Santiago Solari vive una luna de miel en el América. Desde su llegada ha hecho de la solidez un sello de distinción. El estilo de juego no termina por convencer a los americanistas más ortodoxos, pero la fortaleza del colectivo es tal que resulta complejo encontrar alguna fisura que altere la composición del equipo.
Frente a Rayados de Monterrey, el entrenador argentino tendrá la oportunidad de alzar su primer título con Las Águilas. Solari, en su faceta de futbolista, conoció el éxito en primera persona, lo ganó prácticamente todo. Pero como director técnico la historia ha sido diferente.
En su corta carrera en los banquillos, el Indiecito solo ha conseguido llevar un trofeo a su vitrina personal. Lo hizo con el equipo de su vida, el Real Madrid, en el Mundial de Clubes 2018. El futbol tiene curiosos métodos de volverse cíclico. Si el América vence a Monterrey, viajará a los Emiratos Árabes Unidos para disputar la última edición del Mundial de Clubes.
Las diferencias resultan obvias. Para el Madrid, el Mundialito es un título decorativo. Del otro lado de la avenida, para cualquier club mexicano hacerse de ese galardón representaría una gesta eternamente reseñable. Solari fue campeón del mundo como director técnico. Esa insignia que podría teñir de oro el palmarés de cualquiera, para el DT azulcrema representa la secuela de un fracaso, de una frustración.

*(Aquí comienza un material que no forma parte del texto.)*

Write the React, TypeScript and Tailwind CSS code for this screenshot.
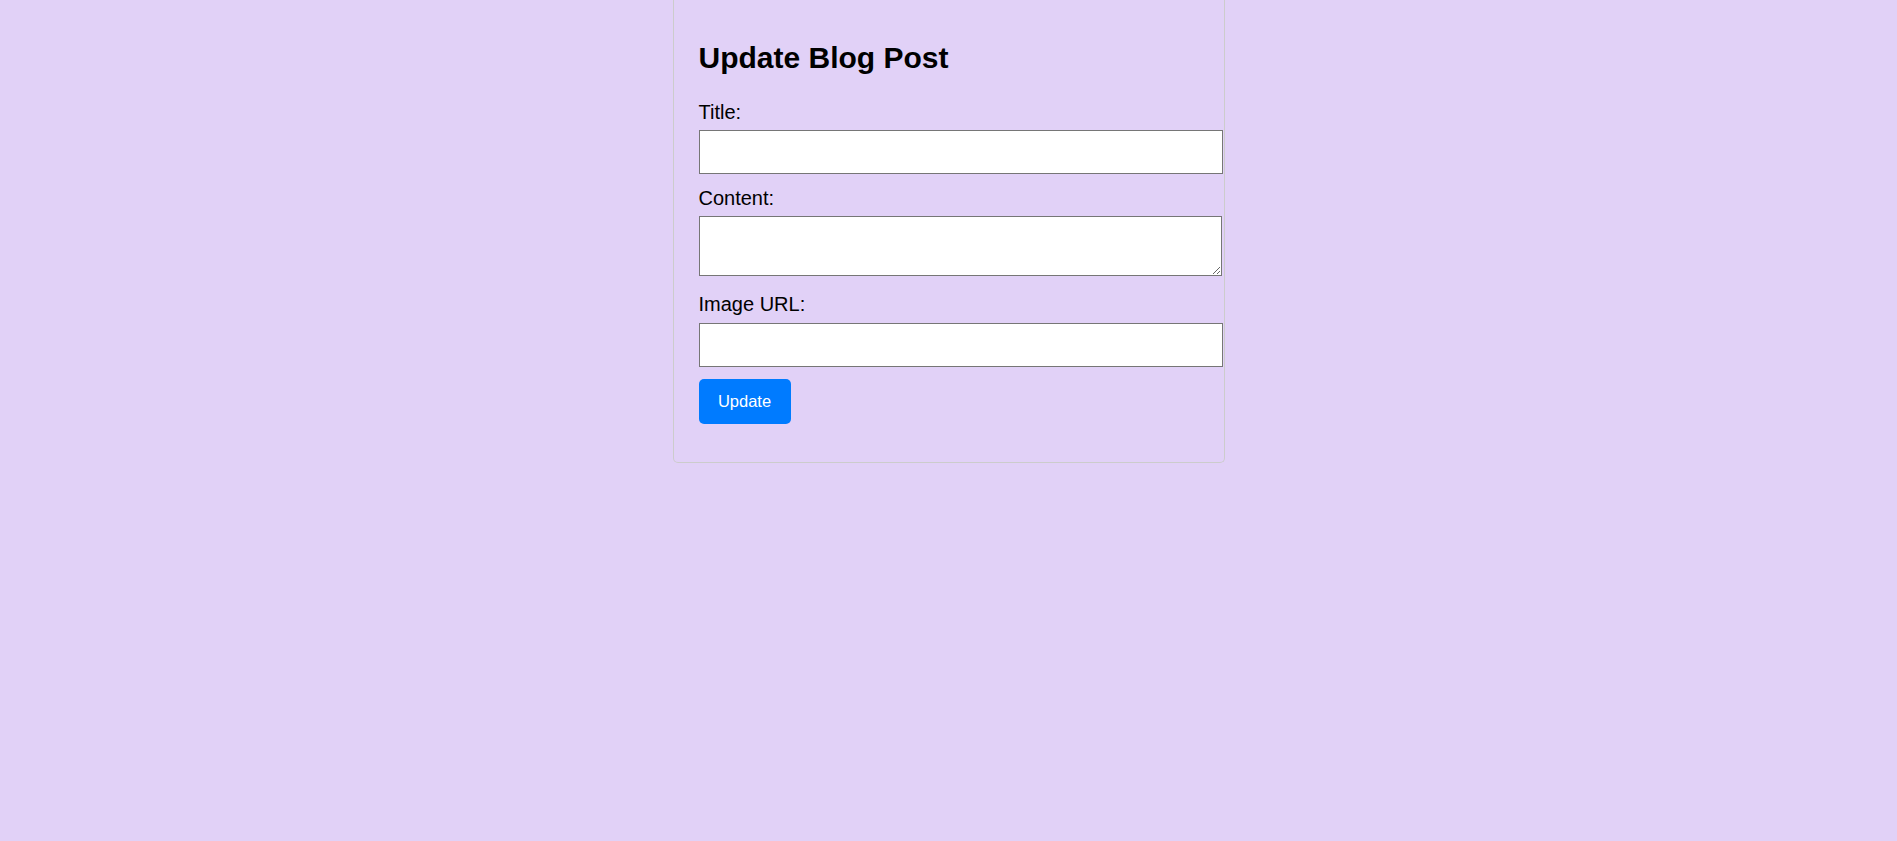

Santiago Solari llegó al banquillo del Bernabéu como un apagafuegos total. Nadie quería tomar esa bomba de tiempo que Zinedine Zidane dejó escondida y que Julen Lopetegui dinamitó. Su paso por el Real Madrid Castilla fue el único antecedente. El sueño de dirigir en la Casa Blanca terminó muy pronto: el incendio devoró al bombero.
Los merengues asistieron a Abu Dabi con la obligación de llevarse el campeonato. Ya sabe lo que estos torneos representan para clubes como el Madrid: quitan más de lo que dan. En semifinales, los fugaces pupilos de Solari vencieron al Kashima Antlers por 3-1. En la otra llave, River Plate se enfrentó al Al-Ain como preludio de una final titánica: el Madrid contra los Millonarios, la opulencia escenificada en un campo de futbol. No pudo ser.
Los equipos cenicientas suelen sorprender sola una vez. River pagó la cuota de asombro y se perdió una final destellante. Nadie tenía dudas de que el Real Madrid entró al partido contra Al-Ain con el título en las manos. El choque fue un mero trámite que certificó todas las obviedades. Luka Modric, Sergio Ramos, Marcos Llorente y un autogol de Yahia Nader testificaron lo mil veces visto: el Real Madrid fue campeón de algo, del mundo, en aquella ocasión.
Desde hace tiempo el Mundialito, como los españoles le llaman, es el único premio que le otorga relativo prestigio a la Liga de Campeones de la Concacaf. El anzuelo de enfrentar al campeón de Europa sigue siendo un estímulo más atractivo que el de la presunta rivalidad entre Liga MX y MLS. Lo saben en Coapa y lo sabe el mandamás del banquillo azulcrema.
El Mundial de Clubes vive sus horas finales. En plena agonía, un torneo que ha naufragado entre el escepticismo y la costumbre prepara su despedida. La rutina dictamina que el campeón será europeo, el Chelsea en este caso. Santiago Solari no querrá perderse ese boleto que lo lleve de paseo a otros tiempos. Ser campeón del mundo puede ser así de insignificante o así de eterno.